GIVEN TASK:
Identify each line containing the word "screenshot" and copy it.

THE INPUT:
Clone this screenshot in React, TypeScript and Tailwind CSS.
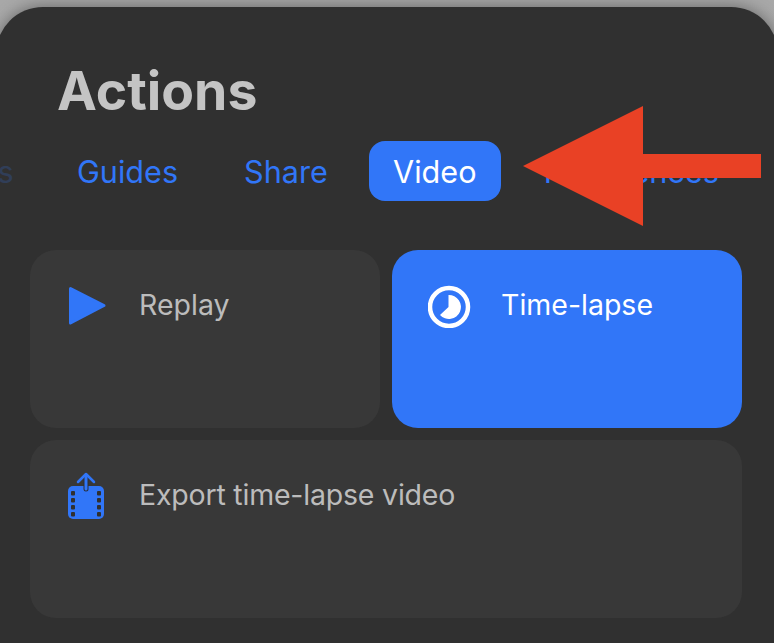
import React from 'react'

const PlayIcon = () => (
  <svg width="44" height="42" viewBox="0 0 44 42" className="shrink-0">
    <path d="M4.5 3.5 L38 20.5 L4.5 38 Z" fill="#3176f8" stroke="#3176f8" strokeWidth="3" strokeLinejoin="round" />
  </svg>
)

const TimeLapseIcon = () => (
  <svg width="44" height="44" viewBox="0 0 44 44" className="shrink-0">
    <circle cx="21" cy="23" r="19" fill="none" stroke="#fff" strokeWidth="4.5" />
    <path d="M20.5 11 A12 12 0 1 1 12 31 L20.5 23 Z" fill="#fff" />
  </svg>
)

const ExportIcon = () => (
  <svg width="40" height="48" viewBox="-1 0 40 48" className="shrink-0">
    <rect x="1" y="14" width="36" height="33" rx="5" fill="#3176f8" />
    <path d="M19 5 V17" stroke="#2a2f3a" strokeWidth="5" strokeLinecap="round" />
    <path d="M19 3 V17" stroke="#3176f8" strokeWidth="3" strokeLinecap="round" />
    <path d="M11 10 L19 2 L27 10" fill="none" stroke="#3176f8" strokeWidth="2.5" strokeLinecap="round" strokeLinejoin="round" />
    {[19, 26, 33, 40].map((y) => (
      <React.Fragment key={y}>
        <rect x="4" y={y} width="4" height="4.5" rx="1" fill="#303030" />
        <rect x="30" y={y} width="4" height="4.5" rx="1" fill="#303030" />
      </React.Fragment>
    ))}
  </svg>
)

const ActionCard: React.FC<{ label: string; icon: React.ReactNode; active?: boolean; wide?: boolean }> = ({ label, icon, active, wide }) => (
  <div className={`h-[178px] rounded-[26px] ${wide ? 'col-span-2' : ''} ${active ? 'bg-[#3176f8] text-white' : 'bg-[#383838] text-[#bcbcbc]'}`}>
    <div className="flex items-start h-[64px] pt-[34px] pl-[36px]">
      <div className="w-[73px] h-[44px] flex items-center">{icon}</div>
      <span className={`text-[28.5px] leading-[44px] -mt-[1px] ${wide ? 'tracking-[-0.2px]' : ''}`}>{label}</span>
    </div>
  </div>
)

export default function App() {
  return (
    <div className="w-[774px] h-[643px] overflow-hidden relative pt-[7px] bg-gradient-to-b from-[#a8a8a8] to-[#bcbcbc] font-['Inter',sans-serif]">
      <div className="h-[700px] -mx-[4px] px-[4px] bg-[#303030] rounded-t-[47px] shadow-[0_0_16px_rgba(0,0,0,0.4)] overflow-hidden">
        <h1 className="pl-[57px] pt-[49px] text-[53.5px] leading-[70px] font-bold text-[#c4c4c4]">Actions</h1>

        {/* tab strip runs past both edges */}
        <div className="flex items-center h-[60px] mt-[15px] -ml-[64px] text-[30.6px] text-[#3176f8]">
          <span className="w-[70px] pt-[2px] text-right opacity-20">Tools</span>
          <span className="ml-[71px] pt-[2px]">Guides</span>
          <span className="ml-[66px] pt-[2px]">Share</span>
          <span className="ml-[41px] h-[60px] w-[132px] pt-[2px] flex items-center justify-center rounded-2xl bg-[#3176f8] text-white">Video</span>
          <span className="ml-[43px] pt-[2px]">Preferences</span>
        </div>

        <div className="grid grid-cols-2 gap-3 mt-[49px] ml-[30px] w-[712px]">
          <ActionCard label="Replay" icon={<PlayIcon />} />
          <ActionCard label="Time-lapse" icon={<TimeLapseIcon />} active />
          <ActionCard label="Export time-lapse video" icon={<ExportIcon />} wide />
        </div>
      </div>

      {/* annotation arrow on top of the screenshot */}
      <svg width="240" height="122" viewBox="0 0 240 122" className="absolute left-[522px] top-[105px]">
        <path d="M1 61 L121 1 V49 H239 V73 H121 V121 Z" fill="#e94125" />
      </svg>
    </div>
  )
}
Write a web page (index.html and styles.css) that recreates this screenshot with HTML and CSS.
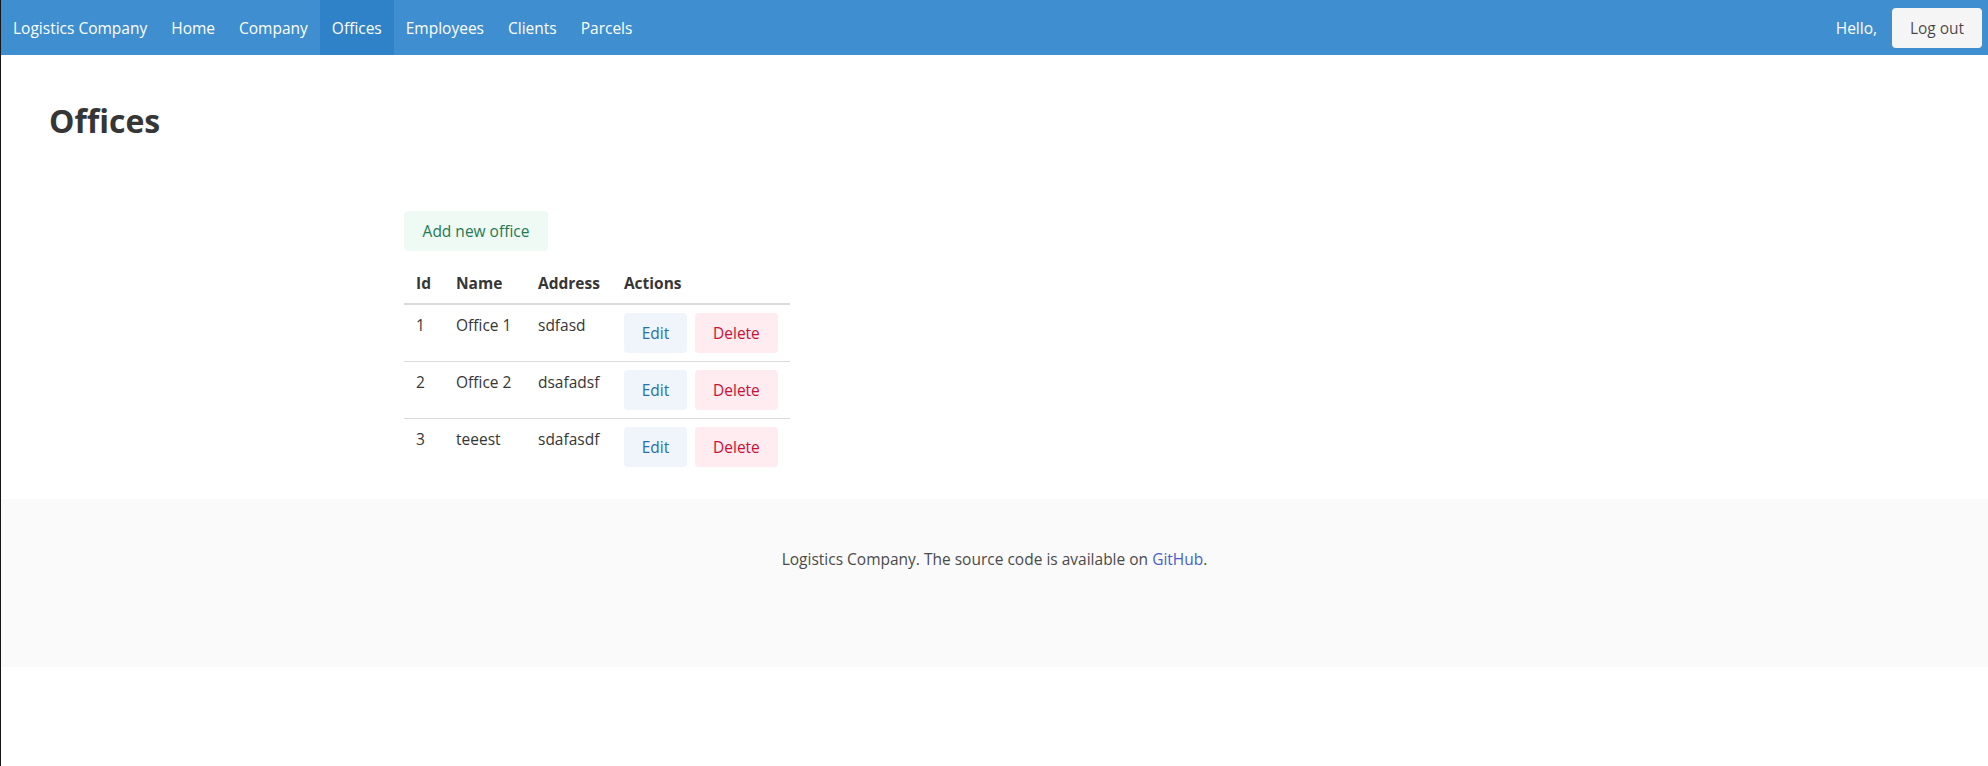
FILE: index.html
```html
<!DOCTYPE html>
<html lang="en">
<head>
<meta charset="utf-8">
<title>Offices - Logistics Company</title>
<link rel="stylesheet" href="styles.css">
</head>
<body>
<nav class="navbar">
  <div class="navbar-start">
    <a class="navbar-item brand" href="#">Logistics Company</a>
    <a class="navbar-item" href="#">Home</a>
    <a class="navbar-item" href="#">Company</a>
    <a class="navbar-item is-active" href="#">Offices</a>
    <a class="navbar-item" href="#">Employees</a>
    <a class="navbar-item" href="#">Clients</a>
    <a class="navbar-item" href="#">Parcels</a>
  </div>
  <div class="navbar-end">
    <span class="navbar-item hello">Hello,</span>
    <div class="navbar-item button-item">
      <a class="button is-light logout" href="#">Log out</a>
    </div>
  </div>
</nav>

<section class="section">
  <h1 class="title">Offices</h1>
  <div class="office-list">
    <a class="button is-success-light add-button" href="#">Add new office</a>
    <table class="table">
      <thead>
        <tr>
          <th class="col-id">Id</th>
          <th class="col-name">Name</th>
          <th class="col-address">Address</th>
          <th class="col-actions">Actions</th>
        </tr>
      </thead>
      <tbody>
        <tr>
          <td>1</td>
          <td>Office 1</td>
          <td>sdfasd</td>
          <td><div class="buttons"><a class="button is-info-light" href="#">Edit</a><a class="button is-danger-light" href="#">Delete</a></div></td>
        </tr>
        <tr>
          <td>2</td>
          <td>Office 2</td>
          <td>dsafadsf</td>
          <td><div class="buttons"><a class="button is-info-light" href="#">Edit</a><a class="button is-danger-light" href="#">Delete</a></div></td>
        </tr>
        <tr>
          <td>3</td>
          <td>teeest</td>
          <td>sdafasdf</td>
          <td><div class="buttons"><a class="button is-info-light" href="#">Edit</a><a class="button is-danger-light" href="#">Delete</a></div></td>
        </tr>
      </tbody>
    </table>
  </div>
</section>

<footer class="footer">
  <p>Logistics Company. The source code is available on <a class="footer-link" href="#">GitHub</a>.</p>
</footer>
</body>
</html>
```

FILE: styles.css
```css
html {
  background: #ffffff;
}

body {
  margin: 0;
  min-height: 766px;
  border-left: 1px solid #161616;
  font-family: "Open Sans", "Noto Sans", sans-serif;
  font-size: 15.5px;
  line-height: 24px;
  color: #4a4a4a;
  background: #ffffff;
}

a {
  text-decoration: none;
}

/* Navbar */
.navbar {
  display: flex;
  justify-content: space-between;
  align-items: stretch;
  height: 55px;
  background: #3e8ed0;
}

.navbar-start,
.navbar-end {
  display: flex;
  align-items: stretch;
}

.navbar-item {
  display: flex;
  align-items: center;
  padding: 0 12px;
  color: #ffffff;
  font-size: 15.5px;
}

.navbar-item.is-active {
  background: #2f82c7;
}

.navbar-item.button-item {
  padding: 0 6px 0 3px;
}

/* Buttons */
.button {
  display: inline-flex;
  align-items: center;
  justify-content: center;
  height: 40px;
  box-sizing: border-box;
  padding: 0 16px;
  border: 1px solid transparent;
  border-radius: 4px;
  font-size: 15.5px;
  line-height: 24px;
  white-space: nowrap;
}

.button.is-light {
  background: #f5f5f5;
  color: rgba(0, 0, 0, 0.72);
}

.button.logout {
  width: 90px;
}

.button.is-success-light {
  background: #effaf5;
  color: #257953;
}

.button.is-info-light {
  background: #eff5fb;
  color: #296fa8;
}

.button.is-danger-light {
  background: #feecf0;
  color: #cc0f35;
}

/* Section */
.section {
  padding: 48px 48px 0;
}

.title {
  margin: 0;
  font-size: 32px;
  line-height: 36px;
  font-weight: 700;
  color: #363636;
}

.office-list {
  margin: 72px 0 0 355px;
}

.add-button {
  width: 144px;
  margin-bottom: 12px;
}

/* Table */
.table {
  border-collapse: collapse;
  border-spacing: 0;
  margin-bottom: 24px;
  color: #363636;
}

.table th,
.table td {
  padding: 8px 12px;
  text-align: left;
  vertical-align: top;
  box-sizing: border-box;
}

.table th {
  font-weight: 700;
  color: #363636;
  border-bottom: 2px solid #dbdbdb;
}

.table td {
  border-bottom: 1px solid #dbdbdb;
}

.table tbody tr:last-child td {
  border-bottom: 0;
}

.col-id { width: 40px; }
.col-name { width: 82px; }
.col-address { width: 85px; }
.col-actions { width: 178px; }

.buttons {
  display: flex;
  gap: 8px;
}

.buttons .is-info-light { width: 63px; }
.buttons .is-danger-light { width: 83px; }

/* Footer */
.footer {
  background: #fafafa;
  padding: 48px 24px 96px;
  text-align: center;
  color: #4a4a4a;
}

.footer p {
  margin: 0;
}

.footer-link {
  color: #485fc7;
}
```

ANSWER BELOW:
Clone this screenshot in React, TypeScript and Tailwind CSS.
      {/* annotation arrow on top of the screenshot */}
Write a web page (index.html and styles.css) that recreates this screenshot with HTML and CSS.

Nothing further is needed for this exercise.